7 Responses to In a Cold February

  1. daisyanon says:

    Amen to that!

  2. Annette says:

    I’m so glad your teeth is healing….sorry for the pain, but not dry socket! Yayy!
    Oh gosh, I wish we could sit down together and visit and talk about all of these subjects you brought up.
    For me it was the 23 years. It was that he was a regular rumpled man….not a “star” but a regular intelligent guy who happened to make movies for a living. As a mom, if I am honest, I do hope for the day she is cured and its over. That is my stuff to work through. I know in my head its not how it works, its unrealistic, but just from that “mom place,” I want it to be done someday. And not with her death. I think his dying with a needle in his arm, showed me that it will never be over. There will always be that “sword of Damocles” hanging over her head and as un-Alanonish as this is…..thus over my head too.
    I went to AA as a little girl with mom….and your description is what I remember. People smoking and swearing and all types of people were there. I loved going with her then, not because I understood the program, but I knew things were better when we were going to those rooms a few times a week.
    I LOVE my program, my recovery. It has changed me and I love being a part of it, I love the principles of my program. They make sense to me, they feel right to me. They comfort me. They have taught me new ways to live that take me out of those guilt driven, carrying the weight of everyone’s happiness on my shoulders, type of actions that used to be so natural to me. And I was miserable and so was everyone else who had to deal with me. I don’t see that in my girl. I don’t see many young addicts/alcoholics who throw themselves into their recovery. They go because they have to, either by court order or their lives have become such a mess, they have almost died, they are scared into doing “something” and this seems to be that something, but they don’t embrace their program. Not all of them of course….. but a lot. Its sad, because I feel like they are sitting at a banquet table starving but too blind to see the feast laid out before them that is available to them. For free. A gift, grace, redemption, freedom….but they keep looking around trying to find an easier way, a shorter path, something that won’t cost them total surrender. And there just isn’t anything like that I don’t think.
    Whew….long comment, I should have emailed you!

  3. Annette says:

    Your tooth…..lol

  4. Kathy says:

    Wonderful post! It brought tears to my eyes, because I pray all the time that my son can accept and surrender, and keep going one day at a time. Philip Seymour Hoffmans death is so tragic and sad and filled me with fear for awhile, to think that after 23 years he would start up again given all that he had done with his life. Proof of how powerful and never ending addiction can be. Also, I have had a tooth implant, and I had a lot of pain and discomfort with it. Had to do it because it was a front tooth. Dont know if I would go thru it again. FYI

  5. Nuala Colman says:

    the similarities between me in Ireland and you in the USA never cease to amaze me. when I read about your tooth I had to comment.
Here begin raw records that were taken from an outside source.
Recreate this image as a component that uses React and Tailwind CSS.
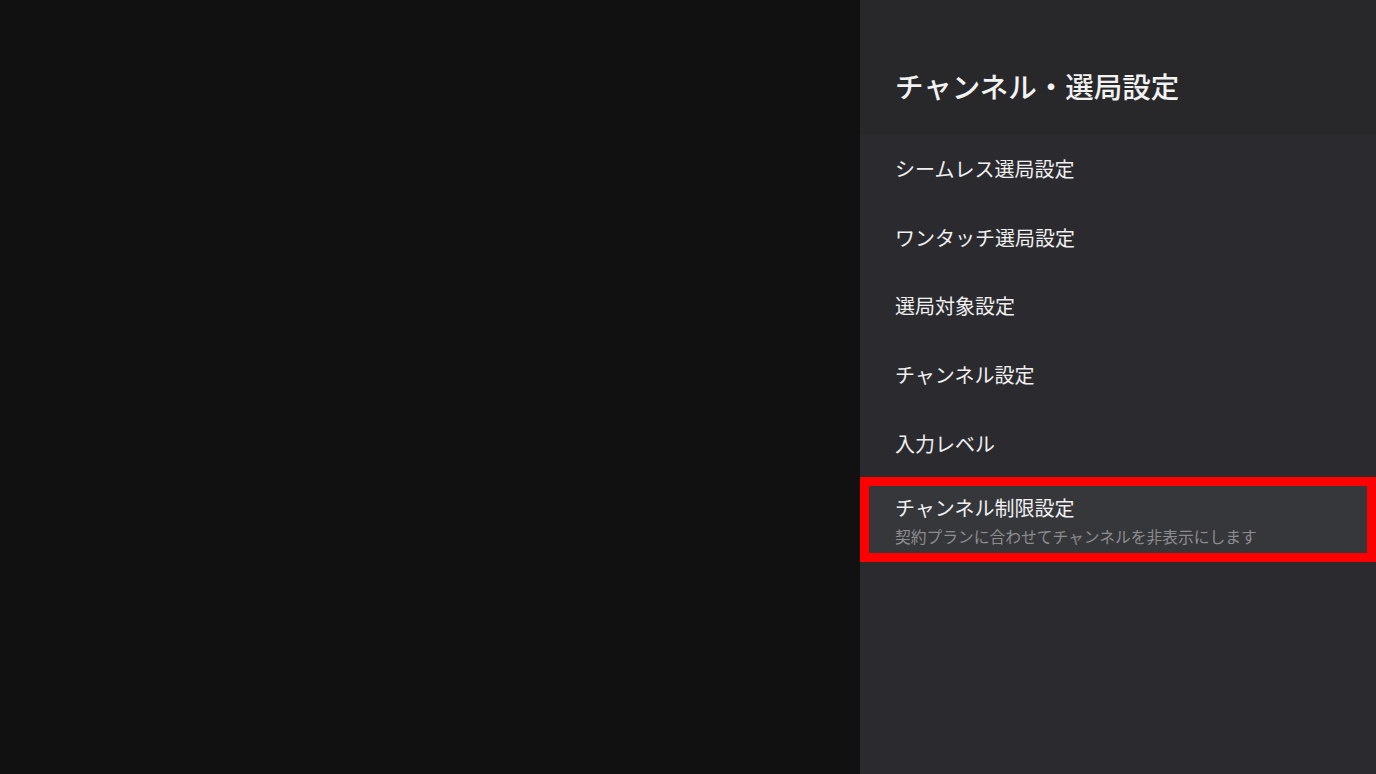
import React from 'react';

const items = [
    'シームレス選局設定',
    'ワンタッチ選局設定',
    '選局対象設定',
    'チャンネル設定',
    '入力レベル',
];

const App = () => {
    return (
        <div
            className="w-[1376px] h-[774px] flex bg-[#111111] overflow-hidden"
            style={{ fontFamily: '"Noto Sans CJK JP", "Noto Sans", sans-serif' }}
        >
            <div className="flex-1" />
            <div className="w-[516px] h-full bg-[#2b2b2f] flex flex-col">
                <div className="h-[134px] shrink-0 bg-[#28282b] pl-[35px] pt-[72px]">
                    <h1 className="text-[28.5px] font-medium text-[#f2f2f2] leading-none">チャンネル・選局設定</h1>
                </div>
                {items.map((label) => (
                    <div key={label} className="h-[68.8px] shrink-0 flex items-center pl-[35px] pt-[1px]">
                        <span className="text-[20px] text-[#f0f0f0] leading-none">{label}</span>
                    </div>
                ))}
                {/* 選択中の項目 */}
                <div className="-mt-[1px] h-[85px] shrink-0 border-[9px] border-[#ff0000] bg-[#36373b] flex flex-col pt-[12px] pl-[26px]">
                    <span className="text-[20px] text-[#f0f0f0] leading-none">チャンネル制限設定</span>
                    <span className="mt-[11px] text-[15.75px] text-[#8d8d90] leading-none">契約プランに合わせてチャンネルを非表示にします</span>
                </div>
            </div>
        </div>
    );
};

export default App;
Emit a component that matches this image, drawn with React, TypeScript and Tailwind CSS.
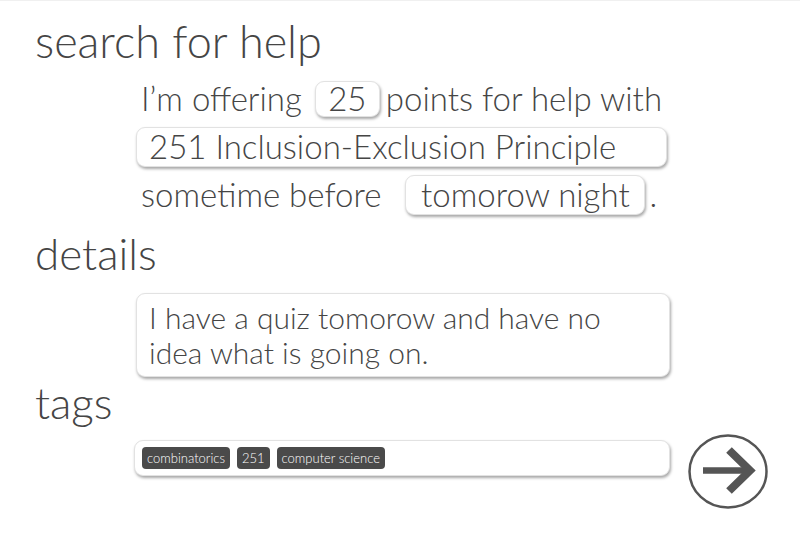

Its 7 days since I had a tooth filled and the pain has been pretty unbearable every since. I had it filled in an effort to save it and I hope I don’t have to have it pulled – ever. I am reminded of my just clean and sober for today when I feel that pain so bad I want codeine for it.

  6. Kelly says:

    For me- that is the thing that stands out about his death to me- he was sober for 23 years before relapsing into active addiction. It just strikes me as different from the addicts who use and quit for short periods of time and then use again and then die. I don’t know.

  7. Syd says:

    I think that any death from addiction is terrible–the relapser who dies; the suicide who can’t take relapsing over and over; the person who overdoses accidentally. Anytime, I hear of this, it bothers me. I can’t say that I am surprised though. I have become used to bad news and it seems that the happy news and success stories are few. Dying with a needle in your arm is just plain sad.